• WORK TO COMPLETE: Identify each line below containing the string "Write" and copy it.

• DATASET ENTRIES:
(begin)

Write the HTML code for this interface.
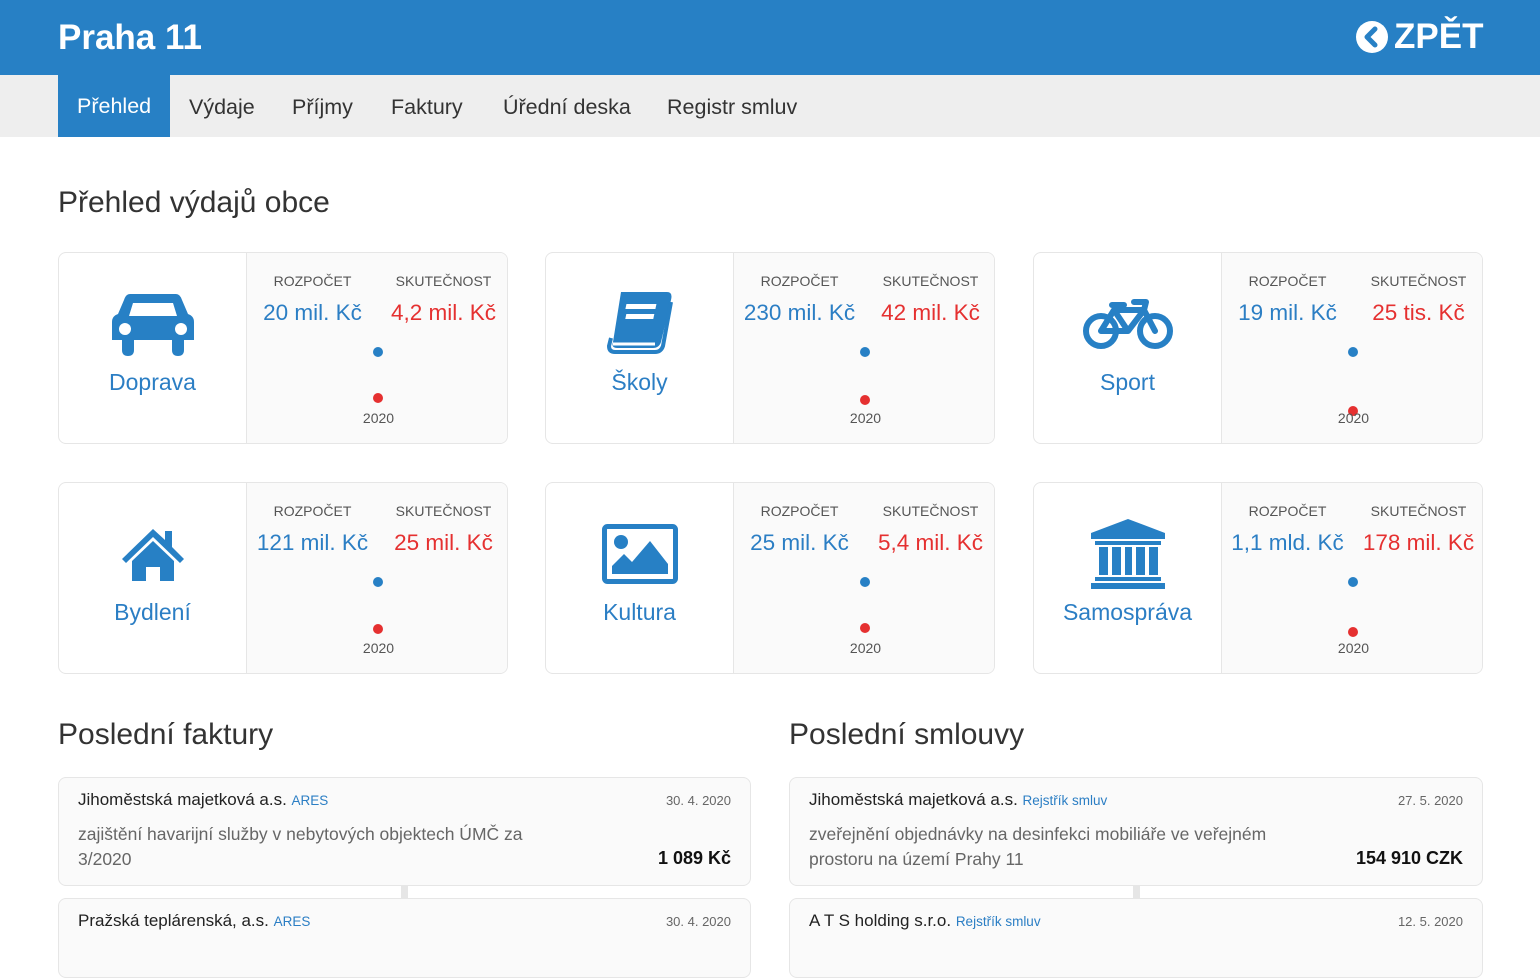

(end)
(begin)

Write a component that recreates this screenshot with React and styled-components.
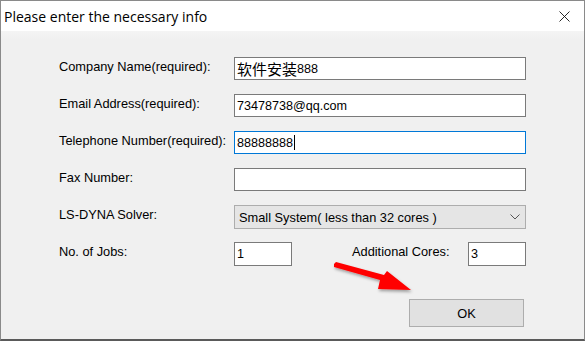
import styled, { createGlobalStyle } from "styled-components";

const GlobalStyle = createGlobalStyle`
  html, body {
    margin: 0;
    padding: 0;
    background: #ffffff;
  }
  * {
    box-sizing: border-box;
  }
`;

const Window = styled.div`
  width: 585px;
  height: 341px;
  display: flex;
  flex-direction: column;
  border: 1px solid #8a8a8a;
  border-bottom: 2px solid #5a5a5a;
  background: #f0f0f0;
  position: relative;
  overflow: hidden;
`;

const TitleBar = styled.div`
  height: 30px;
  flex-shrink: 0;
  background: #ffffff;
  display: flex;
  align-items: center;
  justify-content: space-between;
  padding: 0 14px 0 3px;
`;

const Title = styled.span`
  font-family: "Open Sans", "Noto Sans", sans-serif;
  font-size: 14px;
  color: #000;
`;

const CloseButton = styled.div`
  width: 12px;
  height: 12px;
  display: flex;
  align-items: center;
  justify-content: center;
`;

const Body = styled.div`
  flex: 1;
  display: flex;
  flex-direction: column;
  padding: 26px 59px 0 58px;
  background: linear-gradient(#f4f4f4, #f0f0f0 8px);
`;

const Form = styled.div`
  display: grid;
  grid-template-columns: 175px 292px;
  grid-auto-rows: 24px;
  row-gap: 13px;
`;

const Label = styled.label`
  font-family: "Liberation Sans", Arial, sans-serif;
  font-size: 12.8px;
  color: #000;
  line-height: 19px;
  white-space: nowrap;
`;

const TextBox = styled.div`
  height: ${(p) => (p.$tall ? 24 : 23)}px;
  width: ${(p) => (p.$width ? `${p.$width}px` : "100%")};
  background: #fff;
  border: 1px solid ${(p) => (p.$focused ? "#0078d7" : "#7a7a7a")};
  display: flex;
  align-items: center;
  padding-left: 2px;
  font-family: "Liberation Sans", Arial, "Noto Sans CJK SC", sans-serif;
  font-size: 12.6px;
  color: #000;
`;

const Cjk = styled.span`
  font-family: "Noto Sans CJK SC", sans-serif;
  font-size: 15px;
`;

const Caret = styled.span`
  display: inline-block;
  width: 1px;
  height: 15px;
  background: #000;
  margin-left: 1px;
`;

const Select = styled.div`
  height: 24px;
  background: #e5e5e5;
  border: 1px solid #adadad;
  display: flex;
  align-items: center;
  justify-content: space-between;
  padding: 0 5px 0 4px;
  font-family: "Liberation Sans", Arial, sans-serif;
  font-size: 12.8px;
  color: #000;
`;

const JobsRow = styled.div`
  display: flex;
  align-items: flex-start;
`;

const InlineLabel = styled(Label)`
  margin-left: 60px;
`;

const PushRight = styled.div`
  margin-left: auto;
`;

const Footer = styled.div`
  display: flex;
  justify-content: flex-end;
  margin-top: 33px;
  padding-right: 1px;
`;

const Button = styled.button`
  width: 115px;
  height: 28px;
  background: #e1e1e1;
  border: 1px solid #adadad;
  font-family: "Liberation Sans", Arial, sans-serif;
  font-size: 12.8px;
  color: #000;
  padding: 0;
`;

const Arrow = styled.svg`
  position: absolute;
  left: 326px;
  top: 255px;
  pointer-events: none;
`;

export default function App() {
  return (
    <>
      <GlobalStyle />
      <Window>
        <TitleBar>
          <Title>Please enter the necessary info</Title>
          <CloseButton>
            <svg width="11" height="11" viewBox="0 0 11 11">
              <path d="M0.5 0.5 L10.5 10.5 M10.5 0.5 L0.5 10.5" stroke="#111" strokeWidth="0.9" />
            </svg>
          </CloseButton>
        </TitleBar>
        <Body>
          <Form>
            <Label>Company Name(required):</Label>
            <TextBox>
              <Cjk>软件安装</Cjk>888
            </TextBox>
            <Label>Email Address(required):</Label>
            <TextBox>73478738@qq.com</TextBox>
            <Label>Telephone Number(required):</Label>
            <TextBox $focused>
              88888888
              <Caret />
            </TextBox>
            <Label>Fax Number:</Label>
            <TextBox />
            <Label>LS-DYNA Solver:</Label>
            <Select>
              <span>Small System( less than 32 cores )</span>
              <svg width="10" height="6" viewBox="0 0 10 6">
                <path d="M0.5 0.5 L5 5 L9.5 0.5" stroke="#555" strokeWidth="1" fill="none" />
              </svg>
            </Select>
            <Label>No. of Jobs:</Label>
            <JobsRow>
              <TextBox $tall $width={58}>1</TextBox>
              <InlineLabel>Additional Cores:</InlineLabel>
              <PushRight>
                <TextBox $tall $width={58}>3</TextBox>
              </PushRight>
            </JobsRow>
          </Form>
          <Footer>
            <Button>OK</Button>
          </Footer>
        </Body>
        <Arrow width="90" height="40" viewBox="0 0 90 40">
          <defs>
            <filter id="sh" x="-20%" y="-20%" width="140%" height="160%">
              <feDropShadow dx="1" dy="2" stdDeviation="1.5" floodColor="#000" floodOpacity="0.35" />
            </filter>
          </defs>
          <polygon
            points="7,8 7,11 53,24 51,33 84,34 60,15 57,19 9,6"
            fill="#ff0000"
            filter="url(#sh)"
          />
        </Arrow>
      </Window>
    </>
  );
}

(end)

• RESPONSE TO THIS TASK:
Write the HTML code for this interface.
Write a component that recreates this screenshot with React and styled-components.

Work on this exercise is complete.